In conversation with a Sexual Health Clinician

Registered midwife Monica Owlad works in the field of sexual health.

Sexual Health Clinician Monica Owlad is a registered midwife working in the field of sexual health. Based within Healesville Hospital and Yarra Valley Health’s community health services, Monica provides direct care to women, including people who identify as transgender men.

Her scope of practice includes providing routine cervical screening tests, education on contraception, sexual health education, breast health education, and education on pelvic floor training and sexually transmissible infection screenings. As part of her role, she receives support from GP clinic doctors when referring symptomatic patients for review and diagnosis.

Monica chats to the ANMJ about how she landed in the field of sexual health and why she loves the job.

What inspired you to pursue midwifery, and then specialise in sexual health?

I completed my first degree, the Bachelor of Midwifery, in the Middle East. From the early days, I knew there was more to it than just helping women deliver babies.

Human fertility has always fascinated me, hence, I studied two graduate diplomas in sexual and reproductive science and sexual health in Melbourne.

Empowering women has always been one of my main motivations throughout my career. I believe supporting the community to understand and access their reproductive rights is a basic human right.

What does a Sexual Health/Women’s Health Clinician do and what education do you have to undertake to become one?

A women’s health clinician provides care and education to women in the community across a wide range of areas. This includes routine cervical screening tests, pregnancy testing and options counselling, breast health information, family planning and contraception information, menopause information, STI screening, and sexual health education geared at young adults.

I am a registered midwife, have a Master’s Degree in Public Health, and a postgraduate degree in Sexual and Reproductive Health. I am an accredited cervical screening provider with Cancer Council Victoria, and also have a Certificate for Blood Borne Viruses (HIV) to support work with people living with viral hepatitis and/or HIV.

Take us through a typical day on the job

Since COVID-19, I have been offering both face-to-face and telehealth consultations to my patients.

Women present as self-referred, or are referred by their GP for cervical screening tests, contraception advice and breast health checks.

Women who prefer to be examined by a woman attend our Women’s Health Clinic when they display vaginal symptoms, which can include any abnormal discharge, pain during sex, or post-menopausal symptoms. Clients with vaginal infections are managed in partnership with our GP clinic and doctors.

What traits do you need to be a good Sexual Health Clinician?

Compassion is important when working with the community.

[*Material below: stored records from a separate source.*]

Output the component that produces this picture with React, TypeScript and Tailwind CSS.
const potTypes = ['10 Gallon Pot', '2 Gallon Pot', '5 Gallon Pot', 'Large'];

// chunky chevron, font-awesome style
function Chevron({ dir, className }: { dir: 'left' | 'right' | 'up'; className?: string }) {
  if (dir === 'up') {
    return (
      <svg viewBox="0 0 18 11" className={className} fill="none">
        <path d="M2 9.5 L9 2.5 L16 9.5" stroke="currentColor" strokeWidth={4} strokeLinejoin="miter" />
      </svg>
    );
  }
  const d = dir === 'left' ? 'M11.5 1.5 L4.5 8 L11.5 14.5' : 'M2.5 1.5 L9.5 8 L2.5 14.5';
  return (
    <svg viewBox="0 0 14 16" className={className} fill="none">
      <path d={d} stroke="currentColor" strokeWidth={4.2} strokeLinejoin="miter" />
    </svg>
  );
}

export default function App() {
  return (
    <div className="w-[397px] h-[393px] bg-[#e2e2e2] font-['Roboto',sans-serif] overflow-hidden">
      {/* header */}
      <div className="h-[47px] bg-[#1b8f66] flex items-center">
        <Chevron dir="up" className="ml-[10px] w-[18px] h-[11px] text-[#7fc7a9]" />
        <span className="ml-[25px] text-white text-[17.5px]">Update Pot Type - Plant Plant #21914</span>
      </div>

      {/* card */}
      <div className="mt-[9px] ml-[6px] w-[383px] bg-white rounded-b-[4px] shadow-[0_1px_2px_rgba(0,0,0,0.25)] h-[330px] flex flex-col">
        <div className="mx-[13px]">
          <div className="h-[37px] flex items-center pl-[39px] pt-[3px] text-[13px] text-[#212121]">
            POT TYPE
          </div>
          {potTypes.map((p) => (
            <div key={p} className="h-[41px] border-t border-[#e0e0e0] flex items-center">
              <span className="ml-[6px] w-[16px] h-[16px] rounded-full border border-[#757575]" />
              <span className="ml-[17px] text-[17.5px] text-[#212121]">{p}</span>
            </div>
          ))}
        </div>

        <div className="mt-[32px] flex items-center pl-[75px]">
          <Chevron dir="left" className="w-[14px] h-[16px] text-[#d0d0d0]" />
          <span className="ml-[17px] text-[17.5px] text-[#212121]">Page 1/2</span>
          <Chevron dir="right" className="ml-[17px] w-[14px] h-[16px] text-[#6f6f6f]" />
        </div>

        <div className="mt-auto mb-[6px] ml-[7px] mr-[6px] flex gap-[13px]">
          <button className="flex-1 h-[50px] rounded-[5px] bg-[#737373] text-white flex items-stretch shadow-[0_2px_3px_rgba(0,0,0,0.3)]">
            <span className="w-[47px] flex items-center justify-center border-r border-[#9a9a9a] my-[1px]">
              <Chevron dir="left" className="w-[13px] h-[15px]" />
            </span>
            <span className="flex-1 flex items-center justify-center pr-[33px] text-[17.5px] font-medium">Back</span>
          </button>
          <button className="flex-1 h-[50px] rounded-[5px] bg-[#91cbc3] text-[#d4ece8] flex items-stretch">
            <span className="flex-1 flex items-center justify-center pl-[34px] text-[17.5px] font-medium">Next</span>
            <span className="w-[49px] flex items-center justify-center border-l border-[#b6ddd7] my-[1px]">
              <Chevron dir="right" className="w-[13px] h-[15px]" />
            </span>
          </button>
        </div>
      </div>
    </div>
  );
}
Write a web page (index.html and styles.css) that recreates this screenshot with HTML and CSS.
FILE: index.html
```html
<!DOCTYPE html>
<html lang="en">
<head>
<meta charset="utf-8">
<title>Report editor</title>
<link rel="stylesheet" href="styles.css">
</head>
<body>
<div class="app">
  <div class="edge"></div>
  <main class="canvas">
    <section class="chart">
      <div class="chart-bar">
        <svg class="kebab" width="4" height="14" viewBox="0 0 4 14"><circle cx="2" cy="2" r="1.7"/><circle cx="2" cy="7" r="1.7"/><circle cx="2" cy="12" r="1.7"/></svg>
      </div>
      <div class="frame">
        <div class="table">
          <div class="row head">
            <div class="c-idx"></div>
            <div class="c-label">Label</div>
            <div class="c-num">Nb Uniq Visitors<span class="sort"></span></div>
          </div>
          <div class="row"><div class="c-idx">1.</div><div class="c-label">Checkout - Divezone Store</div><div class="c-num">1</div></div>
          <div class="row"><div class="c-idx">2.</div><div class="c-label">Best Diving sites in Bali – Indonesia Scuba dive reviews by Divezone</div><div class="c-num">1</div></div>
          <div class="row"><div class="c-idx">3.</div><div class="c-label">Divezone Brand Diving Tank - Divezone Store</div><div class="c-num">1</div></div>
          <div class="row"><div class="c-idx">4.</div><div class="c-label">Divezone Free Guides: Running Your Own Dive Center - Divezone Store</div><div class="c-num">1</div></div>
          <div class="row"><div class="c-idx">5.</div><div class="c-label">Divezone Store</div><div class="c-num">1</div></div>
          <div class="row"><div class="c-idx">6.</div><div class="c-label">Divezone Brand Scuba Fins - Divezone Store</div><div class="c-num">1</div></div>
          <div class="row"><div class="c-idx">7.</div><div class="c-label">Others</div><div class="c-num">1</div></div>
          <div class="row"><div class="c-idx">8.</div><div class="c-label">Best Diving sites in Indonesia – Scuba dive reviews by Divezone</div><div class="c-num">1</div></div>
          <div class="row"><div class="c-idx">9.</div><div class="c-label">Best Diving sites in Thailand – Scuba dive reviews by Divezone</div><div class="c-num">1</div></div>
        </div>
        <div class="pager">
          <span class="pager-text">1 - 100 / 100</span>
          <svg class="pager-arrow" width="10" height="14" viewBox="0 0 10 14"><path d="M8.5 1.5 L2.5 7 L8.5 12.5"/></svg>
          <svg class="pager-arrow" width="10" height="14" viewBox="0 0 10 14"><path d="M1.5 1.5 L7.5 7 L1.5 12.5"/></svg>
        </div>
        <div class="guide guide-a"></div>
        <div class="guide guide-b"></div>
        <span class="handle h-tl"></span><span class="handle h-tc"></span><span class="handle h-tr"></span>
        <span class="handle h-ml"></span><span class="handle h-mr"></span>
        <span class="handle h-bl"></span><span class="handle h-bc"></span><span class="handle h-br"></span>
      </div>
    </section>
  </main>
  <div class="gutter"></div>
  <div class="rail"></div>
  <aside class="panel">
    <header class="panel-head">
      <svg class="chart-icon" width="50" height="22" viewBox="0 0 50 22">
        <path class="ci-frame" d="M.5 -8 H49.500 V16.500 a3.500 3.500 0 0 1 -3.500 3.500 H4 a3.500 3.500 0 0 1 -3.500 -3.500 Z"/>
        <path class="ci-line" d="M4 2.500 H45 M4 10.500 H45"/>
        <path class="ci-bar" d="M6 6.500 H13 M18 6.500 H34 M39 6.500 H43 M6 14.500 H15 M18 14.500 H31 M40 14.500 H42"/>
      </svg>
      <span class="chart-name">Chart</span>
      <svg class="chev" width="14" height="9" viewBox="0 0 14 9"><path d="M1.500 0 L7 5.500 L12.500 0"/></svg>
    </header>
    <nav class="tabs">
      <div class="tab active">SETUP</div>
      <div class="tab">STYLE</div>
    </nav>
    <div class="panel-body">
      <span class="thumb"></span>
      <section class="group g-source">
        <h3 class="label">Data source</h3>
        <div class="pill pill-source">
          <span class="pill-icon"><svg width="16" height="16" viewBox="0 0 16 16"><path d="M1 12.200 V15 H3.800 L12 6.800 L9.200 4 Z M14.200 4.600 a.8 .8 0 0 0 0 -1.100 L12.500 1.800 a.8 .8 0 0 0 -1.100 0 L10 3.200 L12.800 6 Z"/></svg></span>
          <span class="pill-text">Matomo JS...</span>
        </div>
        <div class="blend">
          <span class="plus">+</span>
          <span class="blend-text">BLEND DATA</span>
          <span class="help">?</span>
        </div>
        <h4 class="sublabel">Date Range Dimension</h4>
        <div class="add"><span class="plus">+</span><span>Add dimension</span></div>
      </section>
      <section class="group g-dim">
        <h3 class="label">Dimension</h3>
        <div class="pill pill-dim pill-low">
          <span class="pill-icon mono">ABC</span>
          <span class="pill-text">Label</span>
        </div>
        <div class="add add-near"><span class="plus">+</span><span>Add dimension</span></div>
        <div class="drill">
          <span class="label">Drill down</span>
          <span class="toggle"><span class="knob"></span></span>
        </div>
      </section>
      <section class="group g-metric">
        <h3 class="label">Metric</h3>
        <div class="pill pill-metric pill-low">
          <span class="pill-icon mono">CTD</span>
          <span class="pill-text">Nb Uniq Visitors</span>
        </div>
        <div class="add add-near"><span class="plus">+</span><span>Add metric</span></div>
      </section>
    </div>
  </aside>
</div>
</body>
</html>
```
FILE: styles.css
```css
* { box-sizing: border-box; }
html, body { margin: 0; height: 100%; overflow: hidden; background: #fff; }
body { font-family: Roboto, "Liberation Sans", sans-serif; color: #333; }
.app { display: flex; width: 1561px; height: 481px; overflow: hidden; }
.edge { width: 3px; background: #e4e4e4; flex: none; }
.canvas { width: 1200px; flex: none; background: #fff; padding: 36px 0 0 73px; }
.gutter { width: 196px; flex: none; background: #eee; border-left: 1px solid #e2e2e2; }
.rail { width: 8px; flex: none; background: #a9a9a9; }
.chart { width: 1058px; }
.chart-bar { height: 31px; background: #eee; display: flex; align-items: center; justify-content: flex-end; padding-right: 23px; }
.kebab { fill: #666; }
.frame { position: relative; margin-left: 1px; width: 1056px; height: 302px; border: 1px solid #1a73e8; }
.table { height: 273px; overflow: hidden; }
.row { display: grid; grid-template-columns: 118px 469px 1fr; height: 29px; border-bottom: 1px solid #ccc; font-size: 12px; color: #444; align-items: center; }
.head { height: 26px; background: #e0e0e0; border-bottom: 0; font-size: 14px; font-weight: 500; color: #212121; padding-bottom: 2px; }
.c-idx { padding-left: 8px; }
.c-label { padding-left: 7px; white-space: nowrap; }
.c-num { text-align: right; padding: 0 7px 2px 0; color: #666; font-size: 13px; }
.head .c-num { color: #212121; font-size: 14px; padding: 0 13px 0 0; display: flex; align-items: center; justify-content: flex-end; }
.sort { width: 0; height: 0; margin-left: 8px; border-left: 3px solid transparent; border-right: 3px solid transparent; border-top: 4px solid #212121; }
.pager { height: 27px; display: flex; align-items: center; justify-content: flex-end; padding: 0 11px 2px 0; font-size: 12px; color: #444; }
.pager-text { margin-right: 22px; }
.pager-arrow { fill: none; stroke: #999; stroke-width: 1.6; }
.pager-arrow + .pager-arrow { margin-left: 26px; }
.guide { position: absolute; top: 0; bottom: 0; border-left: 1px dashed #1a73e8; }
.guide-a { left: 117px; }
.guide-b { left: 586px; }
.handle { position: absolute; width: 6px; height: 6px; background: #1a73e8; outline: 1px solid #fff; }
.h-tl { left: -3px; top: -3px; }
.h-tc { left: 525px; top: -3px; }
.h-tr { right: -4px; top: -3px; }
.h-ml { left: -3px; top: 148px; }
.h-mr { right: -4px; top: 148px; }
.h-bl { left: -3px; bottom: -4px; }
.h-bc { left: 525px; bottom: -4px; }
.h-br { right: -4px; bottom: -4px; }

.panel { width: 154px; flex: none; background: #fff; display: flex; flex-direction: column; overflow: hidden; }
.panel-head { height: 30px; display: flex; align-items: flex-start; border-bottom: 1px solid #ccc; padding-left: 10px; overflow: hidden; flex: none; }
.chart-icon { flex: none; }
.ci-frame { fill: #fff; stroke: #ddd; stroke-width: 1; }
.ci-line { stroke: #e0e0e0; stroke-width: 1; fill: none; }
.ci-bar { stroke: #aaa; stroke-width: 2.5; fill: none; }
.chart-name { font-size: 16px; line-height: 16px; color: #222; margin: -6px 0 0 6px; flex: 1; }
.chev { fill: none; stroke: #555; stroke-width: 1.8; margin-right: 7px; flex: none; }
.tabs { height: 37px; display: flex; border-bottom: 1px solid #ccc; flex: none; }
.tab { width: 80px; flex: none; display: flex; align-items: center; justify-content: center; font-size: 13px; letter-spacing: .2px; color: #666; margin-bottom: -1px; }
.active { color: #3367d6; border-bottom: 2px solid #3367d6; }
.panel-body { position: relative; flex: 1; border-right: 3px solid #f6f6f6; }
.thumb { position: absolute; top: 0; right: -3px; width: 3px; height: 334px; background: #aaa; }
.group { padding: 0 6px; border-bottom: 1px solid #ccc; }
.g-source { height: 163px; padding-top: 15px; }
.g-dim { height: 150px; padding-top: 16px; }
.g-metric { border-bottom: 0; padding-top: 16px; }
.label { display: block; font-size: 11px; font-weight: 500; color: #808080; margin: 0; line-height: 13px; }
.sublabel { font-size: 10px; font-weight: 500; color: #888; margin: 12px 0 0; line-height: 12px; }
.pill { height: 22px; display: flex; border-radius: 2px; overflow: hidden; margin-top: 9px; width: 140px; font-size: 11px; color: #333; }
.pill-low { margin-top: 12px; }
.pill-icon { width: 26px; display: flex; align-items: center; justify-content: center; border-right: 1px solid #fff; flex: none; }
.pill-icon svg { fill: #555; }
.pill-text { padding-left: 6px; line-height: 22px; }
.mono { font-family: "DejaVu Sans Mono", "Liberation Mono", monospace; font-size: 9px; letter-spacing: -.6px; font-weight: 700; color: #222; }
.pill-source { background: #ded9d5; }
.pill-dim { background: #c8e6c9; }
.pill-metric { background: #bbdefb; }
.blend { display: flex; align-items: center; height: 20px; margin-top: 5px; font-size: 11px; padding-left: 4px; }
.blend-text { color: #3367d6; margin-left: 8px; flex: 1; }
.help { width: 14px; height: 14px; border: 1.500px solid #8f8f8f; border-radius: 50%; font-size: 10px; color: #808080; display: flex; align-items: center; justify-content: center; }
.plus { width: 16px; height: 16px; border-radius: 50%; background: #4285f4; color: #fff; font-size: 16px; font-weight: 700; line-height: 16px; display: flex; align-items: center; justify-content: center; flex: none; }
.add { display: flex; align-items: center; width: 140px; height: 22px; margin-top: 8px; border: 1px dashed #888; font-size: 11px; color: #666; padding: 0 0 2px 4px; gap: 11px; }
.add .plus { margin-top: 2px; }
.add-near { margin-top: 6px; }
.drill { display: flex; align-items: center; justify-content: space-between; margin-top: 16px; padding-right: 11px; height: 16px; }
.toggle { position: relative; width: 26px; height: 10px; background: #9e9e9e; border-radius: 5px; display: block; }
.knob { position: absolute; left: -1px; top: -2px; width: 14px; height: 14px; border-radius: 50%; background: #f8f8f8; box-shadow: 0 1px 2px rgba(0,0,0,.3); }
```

For women’s health in particular, I believe openness and a positive outlook can go a long way in supporting clients.

Women who present to the clinic sometimes have underlying emotional and psychological issues. We respect gender diversity for individuals, remain non-judgmental, and provide care to all.

What is the most rewarding part of your job?

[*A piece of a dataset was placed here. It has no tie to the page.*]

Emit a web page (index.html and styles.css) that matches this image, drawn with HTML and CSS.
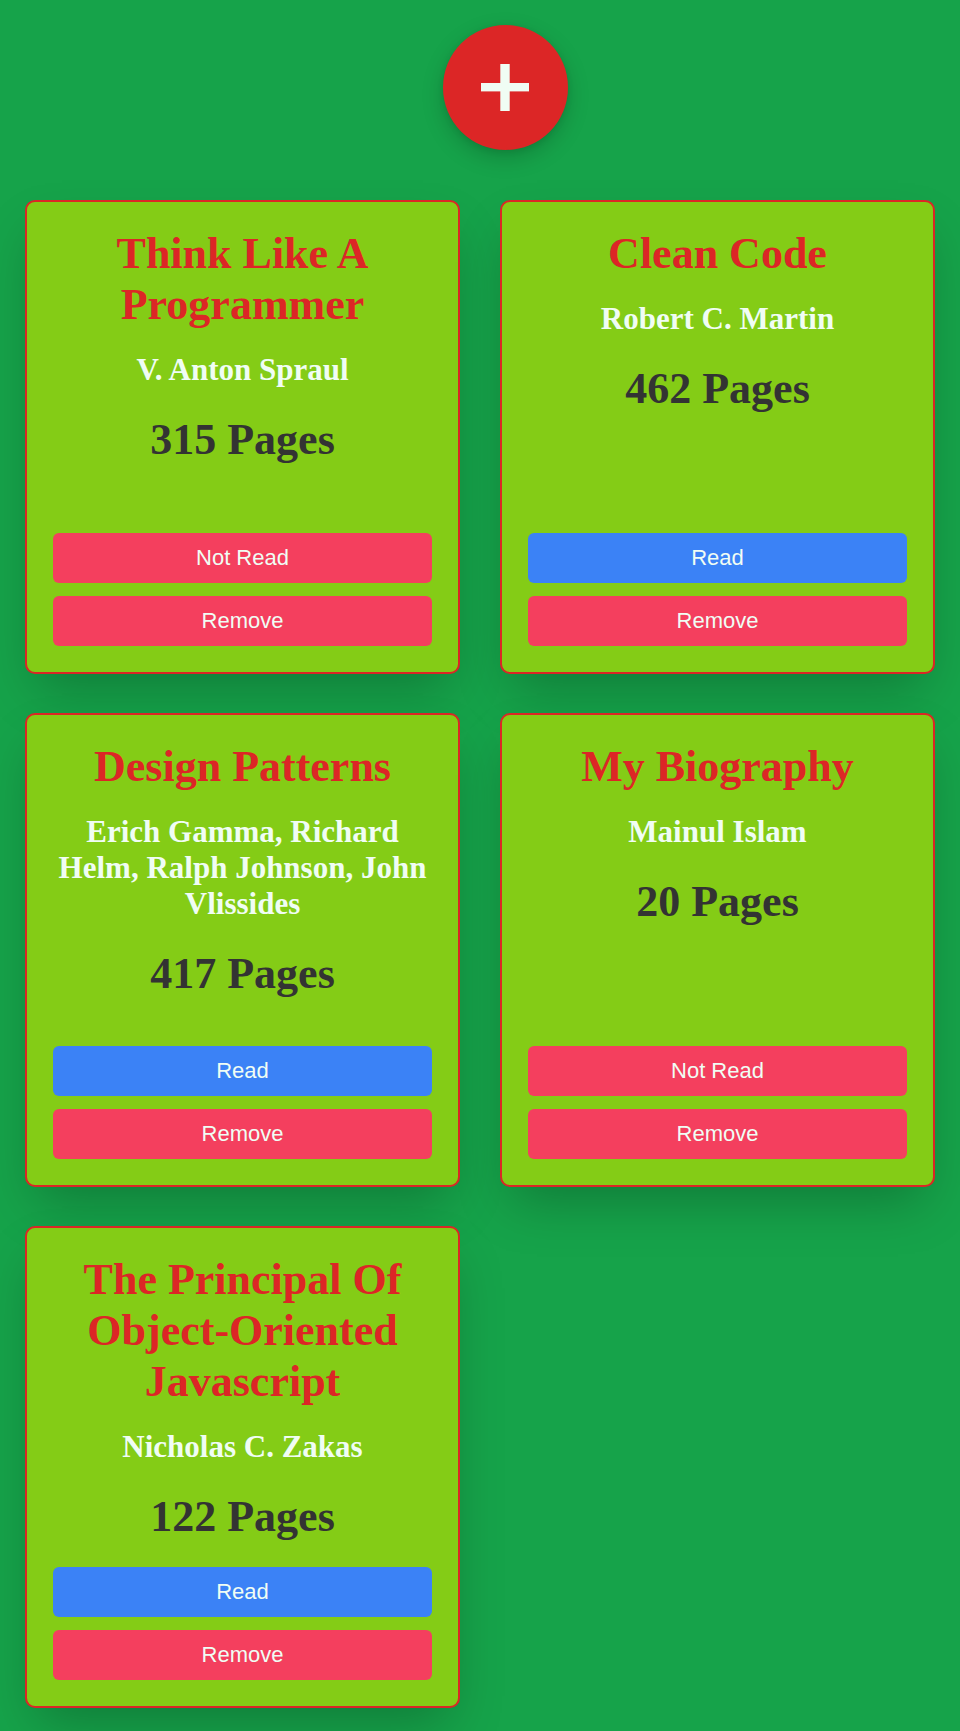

When I see a mother bring her young daughter in for contraception advice, or STI screenings, I know that I have done my part in educating this mother about how we, as women, should look after ourselves, and our families.

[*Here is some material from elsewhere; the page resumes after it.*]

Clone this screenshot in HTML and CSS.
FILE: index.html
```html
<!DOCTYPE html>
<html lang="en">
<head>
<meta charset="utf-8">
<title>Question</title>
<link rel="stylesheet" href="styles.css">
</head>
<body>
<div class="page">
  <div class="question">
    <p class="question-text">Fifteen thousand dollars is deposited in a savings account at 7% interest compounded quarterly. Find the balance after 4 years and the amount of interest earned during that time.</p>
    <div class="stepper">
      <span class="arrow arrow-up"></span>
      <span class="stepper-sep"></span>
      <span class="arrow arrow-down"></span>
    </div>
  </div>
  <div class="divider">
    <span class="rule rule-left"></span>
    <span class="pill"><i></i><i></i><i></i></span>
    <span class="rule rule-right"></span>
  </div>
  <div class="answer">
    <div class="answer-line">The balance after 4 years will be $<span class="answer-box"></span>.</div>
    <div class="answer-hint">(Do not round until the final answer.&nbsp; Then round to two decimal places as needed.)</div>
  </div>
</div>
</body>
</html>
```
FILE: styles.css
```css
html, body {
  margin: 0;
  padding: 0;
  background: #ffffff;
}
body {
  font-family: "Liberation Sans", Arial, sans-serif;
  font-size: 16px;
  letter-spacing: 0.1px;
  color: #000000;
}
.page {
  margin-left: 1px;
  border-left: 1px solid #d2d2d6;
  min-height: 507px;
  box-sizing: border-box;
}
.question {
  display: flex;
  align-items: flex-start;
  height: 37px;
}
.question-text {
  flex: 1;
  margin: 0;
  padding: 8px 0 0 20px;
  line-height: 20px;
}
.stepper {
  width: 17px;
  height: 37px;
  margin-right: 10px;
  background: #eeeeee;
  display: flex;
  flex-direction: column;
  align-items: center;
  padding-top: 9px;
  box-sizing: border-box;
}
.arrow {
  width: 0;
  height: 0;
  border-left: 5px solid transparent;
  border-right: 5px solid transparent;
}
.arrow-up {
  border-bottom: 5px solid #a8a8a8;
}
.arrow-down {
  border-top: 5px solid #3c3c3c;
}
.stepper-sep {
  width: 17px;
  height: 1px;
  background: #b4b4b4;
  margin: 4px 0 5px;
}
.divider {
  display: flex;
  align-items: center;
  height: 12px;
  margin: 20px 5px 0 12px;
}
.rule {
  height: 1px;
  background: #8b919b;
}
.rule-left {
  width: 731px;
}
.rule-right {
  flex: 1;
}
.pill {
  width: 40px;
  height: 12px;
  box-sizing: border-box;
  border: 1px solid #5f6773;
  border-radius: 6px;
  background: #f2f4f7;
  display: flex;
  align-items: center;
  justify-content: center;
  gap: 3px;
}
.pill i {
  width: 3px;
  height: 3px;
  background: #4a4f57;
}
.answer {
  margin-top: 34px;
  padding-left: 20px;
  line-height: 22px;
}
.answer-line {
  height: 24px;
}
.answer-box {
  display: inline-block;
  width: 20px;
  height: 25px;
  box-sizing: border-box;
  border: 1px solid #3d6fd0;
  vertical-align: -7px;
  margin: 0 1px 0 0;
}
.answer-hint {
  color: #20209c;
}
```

What are some misconceptions about sexual health/women’s health?

People think the women’s health clinic is only for women but we welcome transgender men and transgender women, who receive hormonal therapies.

Further, when I consult with women, we discuss sexuality and other issues that emerge, which may include men’s health as well.

What advice do you have for students or new graduates considering a career in this field?

Experience and education go hand in hand. Gaining experience in hospitals before pursuing a specialty is critical. This is the only way, in my view, that you get exposed to other fields, which may shape your career.

Attend women’s health and sexual health conferences, webinars and university discussions. This will improve your understanding of what to expect when working in the field.

What’s in store for the future?

I am currently working on a few research studies with Monash University at the Melbourne Sexual Health Centre.

I am considering studying my PhD in the area of women’s and reproductive health in the future, and currently undertaking a counselling diploma to help support my clients on a daily basis.

This will improve the quality of the consultations I have with my clients, as well as the referral process as required.